■ **Directions for this task**
Skip the pictures and repeat each line of the data exactly.

■ **Data lines**
──────

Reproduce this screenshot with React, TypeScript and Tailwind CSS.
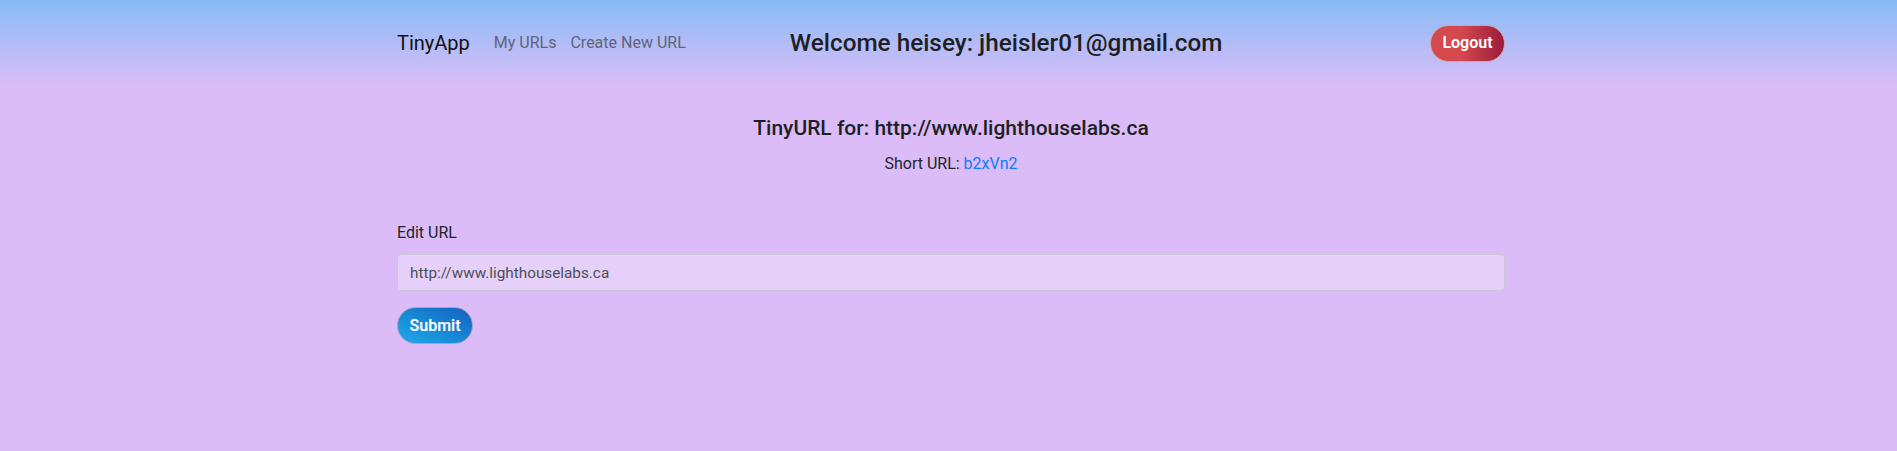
import React from "react";

const font = { fontFamily: "Roboto, Inter, 'Noto Sans', sans-serif" };

const App = () => {
  return (
    <div className="min-h-[451px] bg-[#dbbcf8] pl-[5px] text-[#212529]" style={font}>
      <nav className="-ml-[5px] h-[88px] bg-gradient-to-b from-[#85bbf6] to-[#dbbcf8] pl-[5px]">
        <div className="mx-auto flex h-full w-[1108px] items-center pb-[2px]">
          <a className="mr-[24px] text-[20px] leading-[30px] text-[#111]">TinyApp</a>
          <a className="mr-[14px] text-[16px] text-[#5f6577]">My URLs</a>
          <a className="text-[16px] text-[#5f6577]">Create New URL</a>
          <h4 className="ml-[104px] text-[24.3px] font-medium leading-[30px] text-[#1e1f24]">
            Welcome heisey: jheisler01@gmail.com
          </h4>
          <button className="ml-auto h-[37px] w-[75px] rounded-full border border-[#c9a8a8] bg-gradient-to-r from-[#d5484e] from-40% to-[#9a1b3c] text-[16px] font-semibold text-white">
            Logout
          </button>
        </div>
      </nav>
      <main className="mx-auto w-[1108px]">
        <div className="flex flex-col items-center">
          <h3 className="mt-[26px] text-[21px] font-medium leading-[28px] text-[#1e1f24]">
            TinyURL for: http://www.lighthouselabs.ca
          </h3>
          <p className="mt-[10px] text-[16px] leading-[24px]">
            Short URL: <a className="text-[#0a7bff]">b2xVn2</a>
          </p>
        </div>
        <form className="mt-[45px] flex flex-col">
          <label className="text-[16px] leading-[24px]">Edit URL</label>
          <input
            className="mt-[9px] h-[37px] w-full rounded-[4px] border border-[#cbc6d6] bg-[#e6d0f9] px-[12px] text-[15.3px] text-[#495057] outline-none"
            defaultValue="http://www.lighthouselabs.ca"
            style={font}
          />
          <button className="mt-[16px] h-[37px] w-[76px] rounded-full border border-[#a7a1c4] bg-gradient-to-tr from-[#20abe8] to-[#1561c0] text-[16px] font-semibold text-white">
            Submit
          </button>
        </form>
      </main>
    </div>
  );
};

export default App;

──────

■ **Result of the exercise**
Reproduce this screenshot with React, TypeScript and Tailwind CSS.
import React from "react";

const font = { fontFamily: "Roboto, Inter, 'Noto Sans', sans-serif" };

const App = () => {
  return (
    <div className="min-h-[451px] bg-[#dbbcf8] pl-[5px] text-[#212529]" style={font}>
      <nav className="-ml-[5px] h-[88px] bg-gradient-to-b from-[#85bbf6] to-[#dbbcf8] pl-[5px]">
        <div className="mx-auto flex h-full w-[1108px] items-center pb-[2px]">
          <a className="mr-[24px] text-[20px] leading-[30px] text-[#111]">TinyApp</a>
          <a className="mr-[14px] text-[16px] text-[#5f6577]">My URLs</a>
          <a className="text-[16px] text-[#5f6577]">Create New URL</a>
          <h4 className="ml-[104px] text-[24.3px] font-medium leading-[30px] text-[#1e1f24]">
            Welcome heisey: jheisler01@gmail.com
          </h4>
          <button className="ml-auto h-[37px] w-[75px] rounded-full border border-[#c9a8a8] bg-gradient-to-r from-[#d5484e] from-40% to-[#9a1b3c] text-[16px] font-semibold text-white">
            Logout
          </button>
        </div>
      </nav>
      <main className="mx-auto w-[1108px]">
        <div className="flex flex-col items-center">
          <h3 className="mt-[26px] text-[21px] font-medium leading-[28px] text-[#1e1f24]">
            TinyURL for: http://www.lighthouselabs.ca
          </h3>
          <p className="mt-[10px] text-[16px] leading-[24px]">
            Short URL: <a className="text-[#0a7bff]">b2xVn2</a>
          </p>
        </div>
        <form className="mt-[45px] flex flex-col">
          <label className="text-[16px] leading-[24px]">Edit URL</label>
          <input
            className="mt-[9px] h-[37px] w-full rounded-[4px] border border-[#cbc6d6] bg-[#e6d0f9] px-[12px] text-[15.3px] text-[#495057] outline-none"
            defaultValue="http://www.lighthouselabs.ca"
            style={font}
          />
          <button className="mt-[16px] h-[37px] w-[76px] rounded-full border border-[#a7a1c4] bg-gradient-to-tr from-[#20abe8] to-[#1561c0] text-[16px] font-semibold text-white">
            Submit
          </button>
        </form>
      </main>
    </div>
  );
};

export default App;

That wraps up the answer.